If the desire is to lose weight via a high protein diet the drawbacks should be considered. In the long term the high protein vs low carbohydrate levels can cause ketosis with symptoms such as nausea, fatigue, bad breath, constipation, muscle cramps and headaches. If sustained for long enough ketosis can cause further complications such as kidney problems and bone density loss.
However, high protein diets have been found to be beneficial to those over 65, where a higher amount of the nutrient is needed to ensure muscles and organs are working and repairing properly.
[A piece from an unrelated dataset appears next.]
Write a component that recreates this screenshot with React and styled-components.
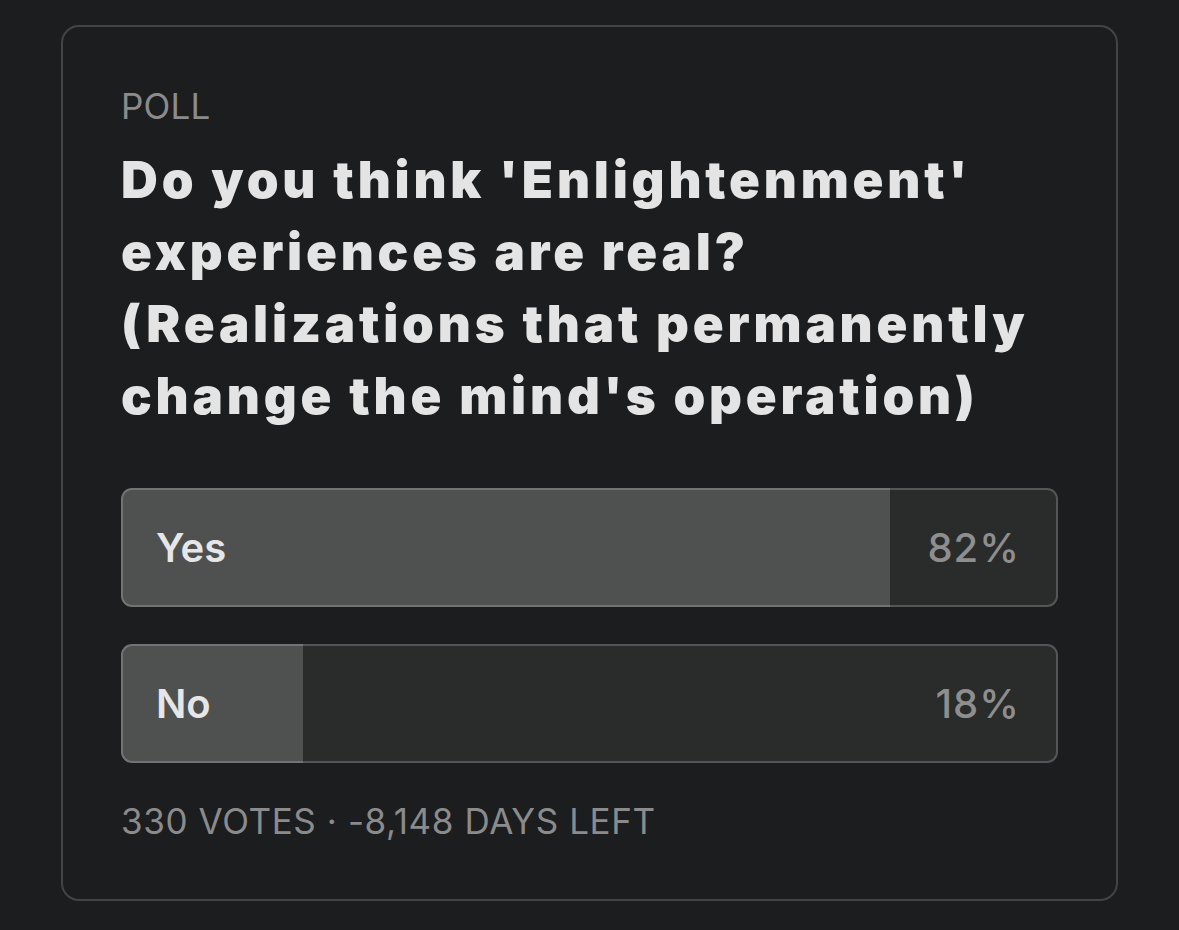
import React from "react";
import styled, { createGlobalStyle } from "styled-components";

const GlobalStyle = createGlobalStyle`
  html, body {
    margin: 0;
    padding: 0;
    background: #1c1d1f;
  }
  body {
    font-family: Inter, "Noto Sans", "Liberation Sans", sans-serif;
    -webkit-font-smoothing: antialiased;
  }
  * { box-sizing: border-box; }
`;

const Page = styled.div`
  padding: 25px 0 29px 61px;
`;

const Card = styled.section`
  width: 1057px;
  height: 876px;
  border: 2px solid #434446;
  border-radius: 18px;
  background: #1c1d1f;
  padding: 58px 58px 58px 58px;
  display: flex;
  flex-direction: column;
`;

const Eyebrow = styled.div`
  font-size: 35px;
  line-height: 42px;
  font-weight: 400;
  color: #8b8b8c;
  letter-spacing: 0.2px;
`;

const Question = styled.h2`
  margin: 17px 0 0;
  font-size: 51px;
  line-height: 72px;
  font-weight: 900;
  color: #e4e4e4;
  letter-spacing: 3.8px;
  white-space: nowrap;
`;

const Options = styled.div`
  margin-top: 56px;
  display: flex;
  flex-direction: column;
  gap: 37px;
`;

const Bar = styled.div`
  height: 119px;
  border: 2px solid rgba(255, 255, 255, 0.2);
  border-radius: 11px;
  background-origin: border-box;
  background-clip: border-box;
  display: flex;
  align-items: center;
  justify-content: space-between;
  padding: 0 36px 0 33px;
`;

const Label = styled.span`
  font-size: 40px;
  font-weight: 600;
  color: #e6e6e6;
`;

const Percent = styled.span`
  font-size: 40px;
  font-weight: 500;
  color: #8e8e8e;
  letter-spacing: 1px;
`;

const Footer = styled.div`
  margin-top: 37px;
  font-size: 35px;
  line-height: 42px;
  font-weight: 400;
  color: #8b8b8c;
  letter-spacing: 0.6px;
`;

const questionLines = [
  "Do you think 'Enlightenment'",
  "experiences are real?",
  "(Realizations that permanently",
  "change the mind's operation)",
];

const options = [
  { label: "Yes", percent: 82, fill: 82.1 },
  { label: "No", percent: 18, fill: 19.4 },
];

export default function App() {
  return (
    <>
      <GlobalStyle />
      <Page>
        <Card>
          <Eyebrow>POLL</Eyebrow>
          <Question>
            {questionLines.map((l, i) => (
              <React.Fragment key={i}>
                {l}
                {i < questionLines.length - 1 && <br />}
              </React.Fragment>
            ))}
          </Question>
          <Options>
            {options.map((o) => (
              <Bar
                key={o.label}
                style={{
                  backgroundImage: `linear-gradient(to right, #4f5050 ${o.fill}%, #2a2b2b ${o.fill}%)`,
                }}
              >
                <Label>{o.label}</Label>
                <Percent>{o.percent}%</Percent>
              </Bar>
            ))}
          </Options>
          <Footer>330 VOTES · -8,148 DAYS LEFT</Footer>
        </Card>
      </Page>
    </>
  );
}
How much protein should we be eating?
It’s perhaps a lack of knowledge about the amount of the nutrients we should be eating that leads to protein over-consumption. In the UK, it’s advised that, on average, men should eat around 55g of protein a day, whilst women should eat 45g. That’s around two palm-sized portions of high protein foods, like legumes, fish, meat, or nuts.
The daily allowance of protein can also be measured on individual circumstances, with 0.75g of protein recommended per kg of body weight. This means that the more you weigh, the more protein you should be eating.
The protein we eat should also come from a wide variety of sources, and so it’ a good idea to switch up the foods we eat on a daily basis. This is because, before protein can be used by the body, it needs to be broken down into amino acids, and different foods contain different sets of these. That means if you’re just eating chicken breasts, or gulping down supplements, you won’t be getting all the essential amino acids your body needs.
Just because eating too much protein can have adverse effects, this doesn’t mean that protein is inherently bad. Protein should still be an essential part of a diet, but as always, it’s important to get the right balance. So, unless you’re a professional Olympic weightlifter, stop worrying about protein, and put down that hemp shake.